American Airlines will "rebank" its several hundred flights a day at Philadelphia International Airport in January, going from eight banks - waves of flight arrivals and departures - to six.

In collapsing eight banks to six, American will operate 30 to 40 fewer flights a day in January than a year ago. Philadelphia's largest airline said the move is designed to improve efficiency and performance and boost revenue and profits. 

Since the 2013 merger with US Airways, American has rebanked its hubs in Dallas Fort Worth, Chicago, and Miami.

"Travelers are going to have a much more compelling schedule. We can still offer them all the connections we did before," said Vasu Raja, American's vice president of network and schedule planning.

The earliest flights will leave PHL about 8 a.m., instead of 7:30. The last flights of the day will depart between 8 and 9 p.m., instead of 10 or later.

The  airline will fly larger planes on some of the affected routes, so the loss of seats or capacity will be mitigated. "We are not doing away with a lot of frequencies; there are going to be more seats," Raja said.

Philadelphia is, and will remain, American's fourth-largest hub, the airline said.

During the summer months, American has 425 daily departures at PHL, or 850 round-trips a day. In the winter, the number drops to about 380 departures because some transatlantic flights are seasonal.

This January, Philadelphia International will have about 350 departures a day, or 700 total  American flights including arrivals.

With the changes, the 5 a.m. flights from "spoke" cities such as Providence, R.I., Toronto, and Boston into the Philadelphia hub will leave at 6:30  or 6:45, getting into Philadelphia about an hour later. Passengers will "maintain the same connections" to San Juan or Los Angeles "but won't have to catch a 5 a.m. flight to do it," Raja said.

"The real action for the Philadelphia airport is not just getting people to and from Philadelphia, but getting people from Providence to L.A., and from Toronto to San Juan," he said. "The reason why we are able to offer so many flights in Philadelphia is because we have it banked like that, and connect all those people through these gigantic connecting complexes."

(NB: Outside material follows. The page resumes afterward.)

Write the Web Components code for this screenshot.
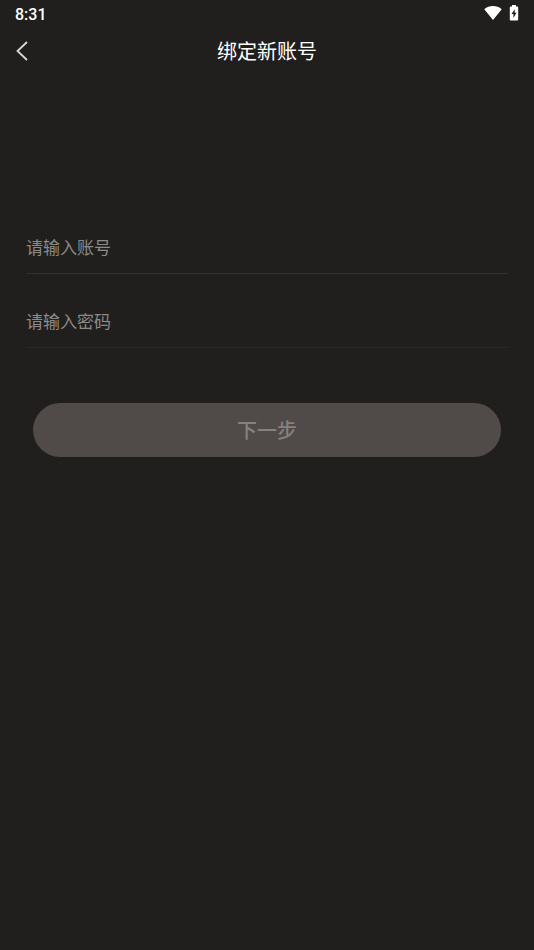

Customers did not like 5 a.m. flights, he said, and increasingly they had other options -- to fly later, take a different airline, or connect through another airport. "We think this is going to be  a much better customer experience," he said. 

Several flight reductions have already been announced. Halifax, Nova Scotia, flights will end in January. Brussels and Zurich flights have ended. Frankfurt will become a seasonal flight, instead of year-round.

Daily flights to Boston will drop from 14 to eight, although American will fly larger planes on the route. The number of daily flights to Washington Reagan National and Newark Liberty International will go from eight to three.

American will discontinue flights to Elmira and Binghamton, N.Y. from PHL in February, but plans to fly larger planes to Ithaca, N.Y.

"I know that we're going to lose 30 to 40 flights in the January time frame, but was told the number of seats won't be nearly as dramatic as the number of flights," said Philadelphia airport CEO Chellie Cameron. "Exactly what that means remains to be seen.

"We've got to focus on the good news, though," Cameron said. "We're still a hub -- the No. 4 hub and will remain so. And we're still the European gateway from the East Coast. That's great for the city."

Airline analyst Hunter Keay of Wolfe Research said in a client note that the bulk of American's cuts "post Labor Day" were in Boston, "specifically Boston-Washington Reagan, Boston-Philadelphia, and Boston-LaGuardia." Other American cuts came mainly at New York LaGuardia to "its major hubs" and from American hubs including Charlotte, Dallas Fort Worth, Chicago O'Hare, and Reagan National to "various domestic destinations," he wrote.

American said it was "more tuning the merger" than making drastic changes.

"Philadelphia is one of our most profitable hubs. We love Philadelphia. We have no plans of exiting Philadelphia at all," Raja said. "But Philadelphia is a connecting hub." Only 10 percent to 15 percent of passengers on transatlantic flights originate in this region.

"People see changes in Philadelphia and think,  'What does this mean for Philadelphia?'  But actually the game in Philadelphia, and what we try to do there, is make it a great connecting hub. We love it as a connecting hub, and these changes will make it better."